Upon discovering that his picture had been copied, Rogers sued Koons and the Sonnabend Gallery for copyright infringement. Koons admitted to having copied the image intentionally and, in 1992, the court found "substantial similarity" between the two works and that Koons acted in a "willful and egregious" manner. They rejected his parody argument and awarded a significant settlement to Rogers.

Ushering in Banality

Material Polychromed wood
Dimensions 96.5 cm × 157.5 cm × 76.2 cm (38 in × 62 in × 30 in)

A pig with a green ribbon is being pushed by two young angels (alongside it) with a young boy dressed in a tracksuit behind it. Ushering in Banality was ruled to have "deliberately and exactly copied" a photograph by Barbara Campbell. Koons had instructed his Italian studio to replicate Campbell's Boys with Pig using it as a model for the design.

At a Sotheby's auction in November 2001 one of the three editions of Ushering in Banality sold for US$1,875,750.

Wild Boy and Puppy

Material Porcelain
Dimensions 96.5 cm × 100.3 cm × 59.7 cm (38 in × 39.5 in × 23.5 in)

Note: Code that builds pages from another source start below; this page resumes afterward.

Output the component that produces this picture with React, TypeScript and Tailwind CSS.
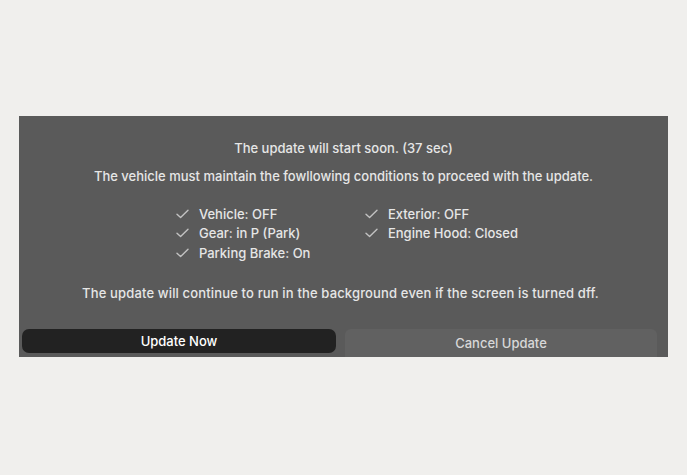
import React from 'react';

const Check = () => (
  <svg width="13" height="10" viewBox="0 0 13 10" className="shrink-0">
    <path d="M1 5.2 L4.6 8.6 L12 1.2" fill="none" stroke="#c2c2c2" strokeWidth="1.4" strokeLinecap="round" strokeLinejoin="round" />
  </svg>
);

const Item = ({ label }: { label: string }) => (
  <div className="flex items-center gap-[10px] h-[19.5px] whitespace-nowrap">
    <Check />
    <span>{label}</span>
  </div>
);

export default function App() {
  return (
    <div className="min-h-[475px] w-full bg-[#f0efed] pt-[116px] pl-[19px] font-['Inter',sans-serif]">
      <div className="w-[649px] h-[241px] bg-[#5a5a5a] flex flex-col items-center text-[13px] font-medium text-[#e6e6e6] leading-[18px]">
        <div className="mt-[23px]">The update will start soon. (37 sec)</div>
        <div className="mt-[10px]">The vehicle must maintain the fowllowing conditions to proceed with the update.</div>

        <div className="mt-[19px] flex pl-[7px]">
          <div className="w-[189px]">
            <Item label="Vehicle: OFF" />
            <Item label="Gear: in P (Park)" />
            <Item label="Parking Brake: On" />
          </div>
          <div>
            <Item label="Exterior: OFF" />
            <Item label="Engine Hood: Closed" />
          </div>
        </div>

        <div className="mt-[21px] tracking-[0.15px] pr-[6px]">The update will continue to run in the background even if the screen is turned dff.</div>

        <div className="mt-auto w-full flex items-start gap-[9px] pl-[3px] pr-[11px]">
          <button className="w-[314px] h-[24px] rounded-[7px] bg-[#222222] text-white text-[13px] font-medium">
            Update Now
          </button>
          <button className="flex-1 h-[28px] rounded-t-[6px] bg-[#616161] text-[#d8d8d8] text-[13px] font-medium">
            Cancel Update
          </button>
        </div>
      </div>
    </div>
  );
}
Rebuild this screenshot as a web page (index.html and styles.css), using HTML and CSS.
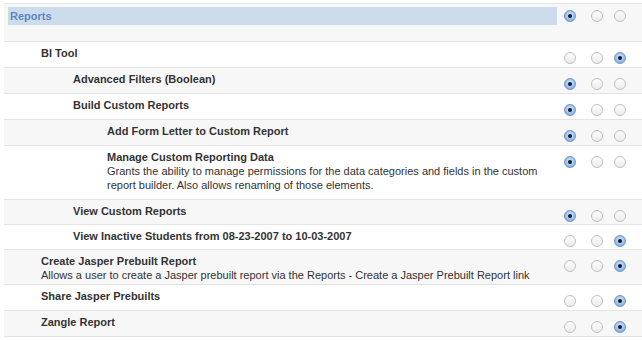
FILE: index.html
```html
<!DOCTYPE html>
<html>
<head>
<meta charset="utf-8">
<link rel="stylesheet" href="styles.css">
</head>
<body>
<div class="table">
  <div class="row row-head gray">
    <div class="label"><div class="head-bar">Reports</div></div>
    <div class="radios head-radios"><span class="radio on"></span><span class="radio"></span><span class="radio"></span></div>
  </div>
  <div class="row">
    <div class="label l1"><div class="title">BI Tool</div></div>
    <div class="radios"><span class="radio"></span><span class="radio"></span><span class="radio on"></span></div>
  </div>
  <div class="row gray">
    <div class="label l2"><div class="title">Advanced Filters (Boolean)</div></div>
    <div class="radios"><span class="radio on"></span><span class="radio"></span><span class="radio"></span></div>
  </div>
  <div class="row">
    <div class="label l2"><div class="title">Build Custom Reports</div></div>
    <div class="radios"><span class="radio on"></span><span class="radio"></span><span class="radio"></span></div>
  </div>
  <div class="row gray">
    <div class="label l3"><div class="title">Add Form Letter to Custom Report</div></div>
    <div class="radios"><span class="radio on"></span><span class="radio"></span><span class="radio"></span></div>
  </div>
  <div class="row row-tall">
    <div class="label l3"><div class="title">Manage Custom Reporting Data</div><div class="desc">Grants the ability to manage permissions for the data categories and fields in the custom report builder. Also allows renaming of those elements.</div></div>
    <div class="radios"><span class="radio on"></span><span class="radio"></span><span class="radio"></span></div>
  </div>
  <div class="row row-short gray">
    <div class="label l2"><div class="title">View Custom Reports</div></div>
    <div class="radios"><span class="radio on"></span><span class="radio"></span><span class="radio"></span></div>
  </div>
  <div class="row row-short">
    <div class="label l2"><div class="title">View Inactive Students from 08-23-2007 to 10-03-2007</div></div>
    <div class="radios"><span class="radio"></span><span class="radio"></span><span class="radio on"></span></div>
  </div>
  <div class="row gray">
    <div class="label l1"><div class="title">Create Jasper Prebuilt Report</div><div class="desc">Allows a user to create a Jasper prebuilt report via the Reports - Create a Jasper Prebuilt Report link</div></div>
    <div class="radios"><span class="radio"></span><span class="radio"></span><span class="radio on"></span></div>
  </div>
  <div class="row">
    <div class="label l1"><div class="title">Share Jasper Prebuilts</div></div>
    <div class="radios"><span class="radio"></span><span class="radio"></span><span class="radio on"></span></div>
  </div>
  <div class="row gray">
    <div class="label l1"><div class="title">Zangle Report</div></div>
    <div class="radios"><span class="radio"></span><span class="radio"></span><span class="radio on"></span></div>
  </div>
</div>
</body>
</html>
```
FILE: styles.css
```css
html, body {
  margin: 0;
  padding: 0;
  background: #ffffff;
}
body {
  font-family: "Liberation Sans", Arial, sans-serif;
  font-size: 11px;
  color: #333333;
}
.table {
  margin: 3px 0 0 4px;
  border-top: 1px solid #e6e6e6;
}
.row {
  display: flex;
  min-height: 25px;
  border-bottom: 1px solid #e4e4e4;
  background: #ffffff;
}
.row.gray {
  background: #f7f7f7;
}
.row-head {
  min-height: 37px;
}
.row-tall .label {
  padding-bottom: 7px;
}
.row-short {
  min-height: 24px;
}
.label {
  flex: 1;
  padding: 4px 0 2px 0;
  line-height: 14px;
}
.l1 { padding-left: 37px; }
.l2 { padding-left: 69px; }
.l3 { padding-left: 103px; }
.title {
  font-weight: bold;
}
.desc {
  padding-right: 20px;
}
.head-bar {
  margin: 3px 3px 0 4px;
  height: 18px;
  line-height: 18px;
  padding-left: 2px;
  background: #cddced;
  color: #5b86c1;
  font-weight: bold;
}
.label:has(.head-bar) {
  padding-top: 0;
}
.radios {
  width: 82px;
  flex: none;
  display: flex;
  align-items: flex-start;
  padding-top: 10px;
  box-sizing: border-box;
  padding-left: 4px;
}
.head-radios {
  padding-top: 6px;
}
.radio {
  width: 10px;
  height: 10px;
  border-radius: 50%;
  border: 1px solid #c0c0c0;
  background: linear-gradient(#fdfdfd, #ececec);
  position: relative;
  flex: none;
}
.radio + .radio {
  margin-left: 15px;
}
.radio + .radio + .radio {
  margin-left: 11px;
}
.radio.on {
  border-color: #7394c2;
  background: radial-gradient(circle at 50% 40%, #dcebfc 0%, #a4c8f1 45%, #649fe4 100%);
}
.radio.on::after {
  content: "";
  position: absolute;
  left: 3px;
  top: 3px;
  width: 4px;
  height: 4px;
  border-radius: 50%;
  background: #1a1a1a;
}
```
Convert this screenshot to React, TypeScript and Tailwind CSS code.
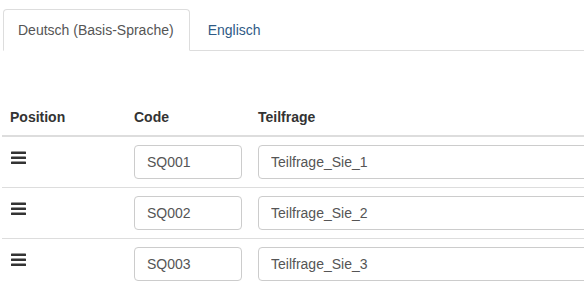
const rows = [
  { code: "SQ001", text: "Teilfrage_Sie_1" },
  { code: "SQ002", text: "Teilfrage_Sie_2" },
  { code: "SQ003", text: "Teilfrage_Sie_3" },
];

function Bars() {
  return (
    <svg width="15" height="14" viewBox="0 0 15 14" className="mt-[6px] ml-[1px]">
      <rect x="0" y="0.5" width="15" height="2.6" rx="0.6" fill="#333" />
      <rect x="0" y="5.5" width="15" height="2.6" rx="0.6" fill="#333" />
      <rect x="0" y="10.5" width="15" height="2.6" rx="0.6" fill="#333" />
    </svg>
  );
}

export default function App() {
  return (
    <div className="w-[584px] h-[301px] overflow-hidden bg-white font-['Liberation_Sans',Arial,sans-serif] text-[14px] leading-5 text-[#333]">
      {/* language tabs */}
      <div className="pt-[9px] pl-[3px]">
        <ul className="flex border-b border-[#ddd]">
          <li className="-mb-px rounded-t-[4px] border border-[#ddd] border-b-white bg-white py-[10px] pl-[14px] pr-[15px] text-[#555]">
            Deutsch (Basis-Sprache)
          </li>
          <li className="-mb-px ml-[2px] border border-transparent py-[10px] pl-[15px] pr-[15px] text-[#2f5a85]">
            Englisch
          </li>
        </ul>
      </div>

      {/* subquestions table */}
      <div className="mt-[48px] ml-[2px] w-[760px]">
        <div className="grid grid-cols-[124px_124px_1fr] border-b-2 border-[#ddd] font-bold">
          <div className="p-2">Position</div>
          <div className="p-2">Code</div>
          <div className="p-2">Teilfrage</div>
        </div>
        {rows.map((row, index) => (
          <div
            key={index}
            className={`grid grid-cols-[124px_124px_1fr] ${
              index < rows.length - 1 ? "border-b border-[#ddd]" : ""
            }`}
          >
            <div className="p-2">
              <Bars />
            </div>
            <div className="p-2">
              <input
                readOnly
                value={row.code}
                className="block h-[34px] w-full rounded-[4px] border border-[#ccc] px-3 text-[14px] text-[#555] outline-none"
              />
            </div>
            <div className="p-2">
              <input
                readOnly
                value={row.text}
                className="block h-[34px] w-full rounded-[4px] border border-[#ccc] px-3 text-[14px] text-[#555] outline-none"
              />
            </div>
          </div>
        ))}
      </div>
    </div>
  );
}
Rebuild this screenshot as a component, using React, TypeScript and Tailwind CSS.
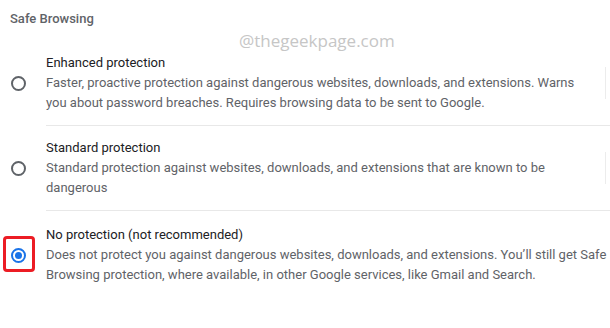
import React from 'react';

type Option = {
  title: string;
  desc: string;
  checked?: boolean;
  divider?: boolean;
  edge?: boolean;
};

const options: Option[] = [
  {
    title: 'Enhanced protection',
    desc: 'Faster, proactive protection against dangerous websites, downloads, and extensions. Warns you about password breaches. Requires browsing data to be sent to Google.',
    divider: true,
    edge: true,
  },
  {
    title: 'Standard protection',
    desc: 'Standard protection against websites, downloads, and extensions that are known to be dangerous',
    divider: true,
    edge: true,
  },
  {
    title: 'No protection (not recommended)',
    desc: 'Does not protect you against dangerous websites, downloads, and extensions. You\u2019ll still get Safe Browsing protection, where available, in other Google services, like Gmail and Search.',
    checked: true,
  },
];

const Radio = ({ checked }: { checked?: boolean }) =>
  checked ? (
    <div className="w-[15px] h-[15px] rounded-full border-2 border-[#1a73e8] flex items-center justify-center">
      <div className="w-[7px] h-[7px] rounded-full bg-[#1a73e8]" />
    </div>
  ) : (
    <div className="w-[15px] h-[15px] rounded-full border-2 border-[#5f6368]" />
  );

export default function App() {
  return (
    <div className="relative w-[610px] h-[328px] bg-white overflow-hidden font-['Roboto',sans-serif] text-[13px]">
      <div className="pl-[10px] pt-[9px] h-[41px] leading-[20px] font-medium text-[#5f6368]">Safe Browsing</div>

      {/* watermark */}
      <div className="absolute left-[239px] top-[29px] text-[17px] leading-[24px] text-[#c6c6c6] font-['Open_Sans',sans-serif]">
        @thegeekpage.com
      </div>

      {options.map((o, i) => (
        <div key={i} className="flex">
          <div className={`w-[46px] shrink-0 flex items-center justify-center pr-[10px] relative ${i === 2 ? 'pt-[2px]' : ''}`}>
            <Radio checked={o.checked} />
            {o.checked && (
              <div className="absolute left-[3px] top-[25px] w-[32px] h-[36px] border-[3px] border-[#ec1c24] rounded-[4px]" />
            )}
          </div>
          <div className={`flex-1 min-w-0 flex items-center ${o.divider ? 'border-b border-[#e8e8e8]' : ''} ${i === 2 ? 'pt-[14px]' : 'pt-[12px]'} pb-[12px]`}>
            <div className={`${o.edge ? 'w-[544px]' : 'w-[566px]'} shrink-0 leading-[20px]`}>
              <div className="text-[#202124]">{o.title}</div>
              <div className="text-[#5f6368]">{o.desc}</div>
            </div>
            {o.edge && <div className="ml-[15px] h-[32px] border-l border-[#ececec]" />}
          </div>
        </div>
      ))}
    </div>
  );
}
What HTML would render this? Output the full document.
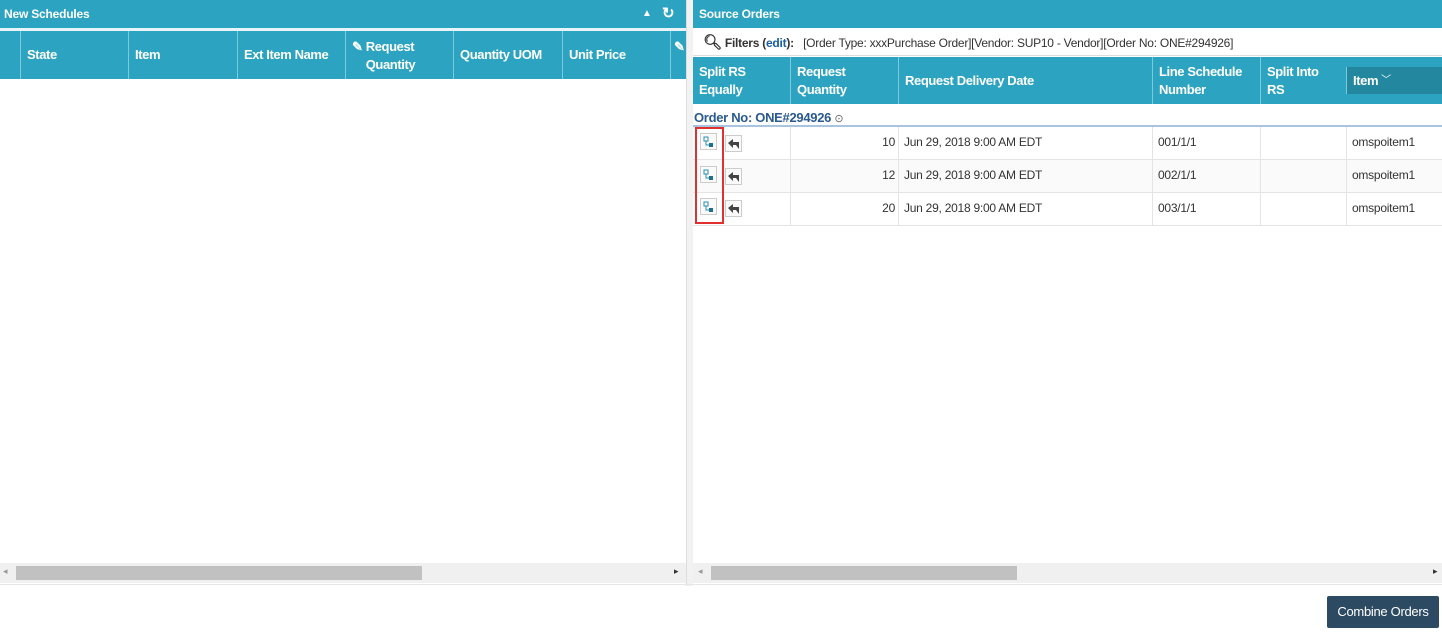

Wild Boy and Puppy is a porcelain sculpture featuring a yellow cartoon dog, a "wild boy" with red spiky hair, and a bumblebee in a basket. The cartoon dog is a clear replica of Odie from the Garfield comic strip by Jim Davis with only minimal changes. In 1993, United Feature Syndicate, Inc. sued Koons for his unsanctioned use of Odie, successfully arguing that he had breached copyright law. Koons had defended himself in other cases using the parody argument but could not do so here—he testified to being unaware of the source of the character and therefore could not have directed the parody at the comic.

One edition of the sculpture sold in November 2004 for US$1.5 million, significantly higher than its US$400,000 estimate.